If the technology that you’re investing in is actually causing it to go the wrong direction, then it’s time to evaluate, like, hey, are we doing things the most effectively and accurately? Right. I think that’s my take from a security program and posture assessment perspective.

Nick, you’re good? All right. Hey, we’ve got 1 minute left. I want to kind of open it up. We have some questions that were great. Thank you for participating. I know we’ve got a short amount of time left, but if there’s any questions from the audience, we gladly take them now. But while I advance the slides and let some folks chime in if they want to, there’s always plenty of resources.

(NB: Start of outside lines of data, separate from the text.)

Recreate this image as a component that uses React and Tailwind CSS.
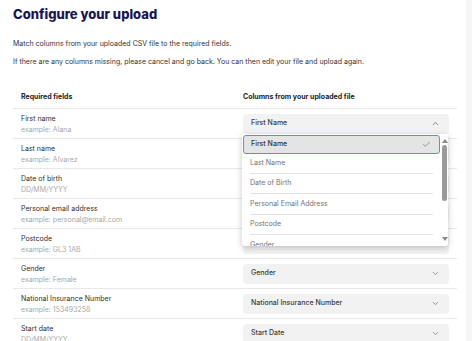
import { ChevronDown, ChevronUp, Check } from "lucide-react";

const fields = [
  { label: "First name", hint: "example: Alana", value: "First Name" },
  { label: "Last name", hint: "example: Alvarez", value: "Last Name" },
  { label: "Date of birth", hint: "DD/MM/YYYY", value: "Date of Birth" },
  { label: "Personal email address", hint: "example: personal@email.com", value: "Personal Email Address" },
  { label: "Postcode", hint: "example: GL3 1AB", value: "Postcode" },
  { label: "Gender", hint: "example: Female", value: "Gender" },
  { label: "National Insurance Number", hint: "example: 153493258", value: "National Insurance Number" },
  { label: "Start date", hint: "DD/MM/YYYY", value: "Start Date" },
];

const options = ["First Name", "Last Name", "Date of Birth", "Personal Email Address", "Postcode", "Gender"];

const Dropdown = () => (
  <div className="absolute left-[-1px] top-[20px] z-10 h-[112px] w-[206px] overflow-hidden rounded-b-[3px] bg-white shadow-[0_2px_6px_rgba(0,0,0,0.22)]">
    <div className="pl-[1px] pr-[8px] pt-[1px]">
      <div className="flex h-[19px] items-center justify-between rounded-[3px] border border-[#5b8def] bg-[#e4e4e4] pl-[7px] pr-[8px] font-medium text-[#333]">
        <span>{options[0]}</span>
        <Check size={9} strokeWidth={1.75} className="text-[#666]" />
      </div>
      {options.slice(1).map((opt, i) => (
        <div
          key={opt}
          className={
            "mx-[7px] flex h-[20.4px] items-center text-[#727272] " +
            (i < options.length - 2 ? "border-b border-[#e2e2e2]" : "")
          }
        >
          {opt}
        </div>
      ))}
    </div>
    {/* scrollbar */}
    <div className="absolute right-0 top-0 flex h-full w-[7px] flex-col items-center bg-white">
      <div className="mt-[5px] h-0 w-0 border-x-[3px] border-b-[4px] border-x-transparent border-b-[#888]" />
      <div className="mt-[2px] h-[56px] w-[5px] rounded-full bg-[#9a9a9a]" />
      <div className="mt-auto mb-[5px] h-0 w-0 border-x-[3px] border-t-[4px] border-x-transparent border-t-[#888]" />
    </div>
  </div>
);

const Row = ({ field, open }) => (
  <div className="flex h-[30px] border-b border-[#e8e8e8]">
    <div className="flex w-[222px] flex-col justify-center pl-2 leading-[11px]">
      <span className="text-[#2e2e2e]">{field.label}</span>
      <span className="text-[#a8a8a8]">{field.hint}</span>
    </div>
    <div className="flex flex-1 items-center px-2">
      <div className="relative w-full">
        <div className="flex h-[20px] items-center justify-between rounded-[4px] bg-[#f2f2f2] pl-2 pr-[9px] font-medium text-[#3a3a3a]">
          <span>{field.value}</span>
          {open ? (
            <ChevronUp size={9} strokeWidth={2} className="text-[#666]" />
          ) : (
            <ChevronDown size={9} strokeWidth={2} className="text-[#777]" />
          )}
        </div>
        {open && <Dropdown />}
      </div>
    </div>
  </div>
);

export default function App() {
  return (
    <div className="flex h-[341px] w-[472px] overflow-hidden bg-white font-['Inter',sans-serif] text-[7px]">
      <div className="flex-1 px-[13px] pt-[6px]">
        <h1 className="text-[13px] font-extrabold leading-[16px] text-[#1b1550]">Configure your upload</h1>
        <p className="mt-[17px] leading-[10px] text-[#333]">
          Match columns from your uploaded CSV file to the required fields.
        </p>
        <p className="mt-[8px] leading-[10px] text-[#333]">
          If there are any columns missing, please cancel and go back. You can then edit your file and upload again.
        </p>
        <div className="mt-[19px] mr-[-4px]">
          <div className="flex h-[23px] items-center border-b border-[#e8e8e8] font-bold text-[#222]">
            <div className="w-[222px] pl-2">Required fields</div>
            <div className="flex-1 px-2">Columns from your uploaded file</div>
          </div>
          {fields.map((f, i) => (
            <Row key={f.label} field={f} open={i === 0} />
          ))}
        </div>
      </div>
      <div className="w-[6px] bg-[#f6f6f6]" />
    </div>
  );
}
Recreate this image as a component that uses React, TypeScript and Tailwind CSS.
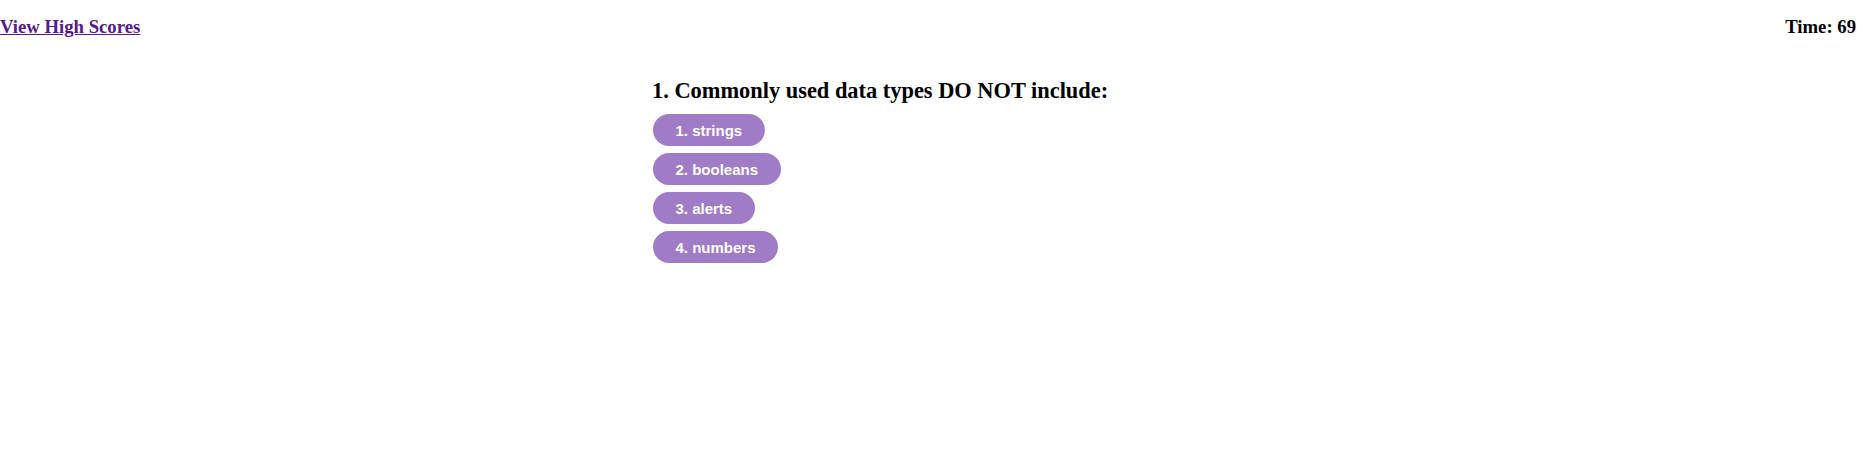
import React from "react";

const choices = ["1. strings", "2. booleans", "3. alerts", "4. numbers"];

export default function App() {
  return (
    <div className="w-[1863px] h-[454px] bg-white" style={{ fontFamily: '"Liberation Serif", serif' }}>
      <header className="flex justify-between items-start pt-[16px] pr-[7px]">
        <a href="#" className="text-[18.72px] leading-[21px] font-bold text-[#551a8b] underline">
          View High Scores
        </a>
        <div className="text-[18.72px] leading-[21px] font-bold text-black">Time: 69</div>
      </header>
      <main className="ml-[652px] mt-[41px]">
        <h2 className="text-[22.4px] leading-[25px] font-bold text-black">
          1. Commonly used data types DO NOT include:
        </h2>
        <div className="flex flex-col items-start gap-[7px] mt-[11px] ml-[1px]">
          {choices.map((c) => (
            <button
              key={c}
              className="h-[32px] px-[22.5px] rounded-full bg-[#a07cc7] text-white text-[15px] font-bold leading-none"
              style={{ fontFamily: '"Liberation Sans", Arial, sans-serif' }}
            >
              {c}
            </button>
          ))}
        </div>
      </main>
    </div>
  );
}
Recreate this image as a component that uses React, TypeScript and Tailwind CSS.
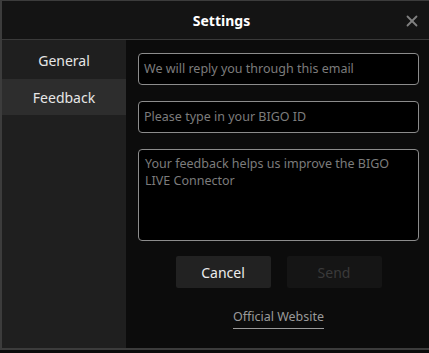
import { X } from 'lucide-react';

const font = { fontFamily: '"Noto Sans", "Open Sans", sans-serif' };

function Field({ placeholder }: { placeholder: string }) {
  return (
    <div className="flex h-[32px] items-center rounded-[4px] border border-[#8c8c8c] bg-black px-[5px] text-[12.5px] text-[#7c7c7c]">
      {placeholder}
    </div>
  );
}

export default function App() {
  return (
    <div className="h-[353px] w-[429px] bg-[#0a0a0a]" style={font}>
      <div className="flex h-[350px] flex-col border-l-2 border-t border-b-2 border-[#3c3c3c] bg-[#141414]">
        <div className="relative flex h-[39px] shrink-0 items-center justify-center border-b border-[#3a3a3a] pl-[12px]">
          <span className="text-[14px] font-bold text-white">Settings</span>
          <X className="absolute right-[8px] top-[11px] h-[18px] w-[18px] text-[#808080]" strokeWidth={2.4} />
        </div>
        <div className="flex min-h-0 flex-1">
          <div className="flex w-[124px] shrink-0 flex-col bg-[#1f1f1f] pt-[2px] text-[14px] text-[#e6e6e6]">
            <div className="flex h-[37px] items-center justify-center">General</div>
            <div className="flex h-[36px] items-center justify-center bg-[#2d2d2d]">Feedback</div>
          </div>
          <div className="flex flex-1 flex-col bg-[#0c0c0c] pl-[12px] pr-[10px] pt-[13px]">
            <div className="flex flex-col gap-[16px]">
              <Field placeholder="We will reply you through this email" />
              <Field placeholder="Please type in your BIGO ID" />
              <div className="h-[92px] rounded-[4px] border border-[#8c8c8c] bg-black px-[6px] pt-[5px] text-[12.5px] leading-[17px] text-[#7c7c7c]">
                Your feedback helps us improve the BIGO LIVE Connector
              </div>
            </div>
            <div className="mt-[15px] flex justify-center gap-[16px]">
              <div className="flex h-[32px] w-[95px] items-center justify-center rounded-[2px] bg-[#222222] text-[14px] text-[#ececec]">
                Cancel
              </div>
              <div className="flex h-[32px] w-[95px] items-center justify-center rounded-[2px] bg-[#151515] text-[14px] text-[#3a3a3a]">
                Send
              </div>
            </div>
            <div className="mt-[20px] flex justify-center">
              <span className="border-b border-[#9a9a9a] pb-[1px] text-[12.5px] text-[#9a9a9a]">Official Website</span>
            </div>
          </div>
        </div>
      </div>
    </div>
  );
}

You can find resources on our website. You can also look into our product as well, but stay tuned. And then, Dan, Dahvid, anything that you all want to share in terms of resources that you might have available, and I’ll go ahead and stop the share now, but thank you for your time and spending it with your expertise, and hopefully everyone found value out of this webinar series. It’s been fantastic. Yeah, I love these chats. Thank you so much for having us again, and it’s fantastic to get together with you guys and talk about these important topics. So look forward to the next one.

Absolutely.

Well, we are at time, and we respect that for everyone. So thank you so much for spending the last hour with us. We wish you all the best. As you start to embark or continue to improve your offensive security program and hopefully that you found this valuable, you always know how to reach out to us to provide any insights that we’re happy to help with. And we wish you all the best and good luck. Have a great rest of your day, everybody. Have a great day.

Thanks, everyone. Great to see you, everyone. Bye.